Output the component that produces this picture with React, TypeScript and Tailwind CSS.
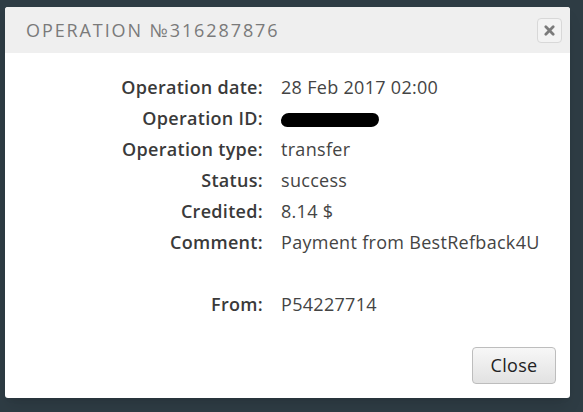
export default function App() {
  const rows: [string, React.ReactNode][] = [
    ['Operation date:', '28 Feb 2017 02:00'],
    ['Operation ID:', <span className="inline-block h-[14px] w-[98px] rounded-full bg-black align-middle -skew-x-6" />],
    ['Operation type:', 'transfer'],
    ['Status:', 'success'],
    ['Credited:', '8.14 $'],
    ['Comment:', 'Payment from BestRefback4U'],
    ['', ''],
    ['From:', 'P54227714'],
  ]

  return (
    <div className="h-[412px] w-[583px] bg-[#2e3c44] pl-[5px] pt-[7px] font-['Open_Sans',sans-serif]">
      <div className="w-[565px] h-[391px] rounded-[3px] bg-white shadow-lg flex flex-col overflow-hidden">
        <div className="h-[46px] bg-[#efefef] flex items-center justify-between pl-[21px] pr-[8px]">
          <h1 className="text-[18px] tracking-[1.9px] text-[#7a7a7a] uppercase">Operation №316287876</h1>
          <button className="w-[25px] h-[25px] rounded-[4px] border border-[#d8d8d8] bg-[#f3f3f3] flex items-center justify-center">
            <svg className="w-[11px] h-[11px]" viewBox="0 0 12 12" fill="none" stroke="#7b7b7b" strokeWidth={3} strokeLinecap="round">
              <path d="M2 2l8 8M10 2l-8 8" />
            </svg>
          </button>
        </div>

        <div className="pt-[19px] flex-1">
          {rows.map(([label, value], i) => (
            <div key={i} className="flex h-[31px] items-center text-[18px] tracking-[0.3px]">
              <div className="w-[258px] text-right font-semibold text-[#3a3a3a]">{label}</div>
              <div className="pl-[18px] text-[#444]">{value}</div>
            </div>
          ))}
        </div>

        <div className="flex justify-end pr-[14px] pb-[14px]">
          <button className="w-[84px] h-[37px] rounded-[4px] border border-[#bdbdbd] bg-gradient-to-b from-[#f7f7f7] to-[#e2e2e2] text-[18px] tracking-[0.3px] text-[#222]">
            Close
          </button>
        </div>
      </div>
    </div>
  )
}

WHAT YOU SHOULD DO — Identify the lines that hold the word "React". Copy every one of them.

RESULT —
Output the component that produces this picture with React, TypeScript and Tailwind CSS.
  const rows: [string, React.ReactNode][] = [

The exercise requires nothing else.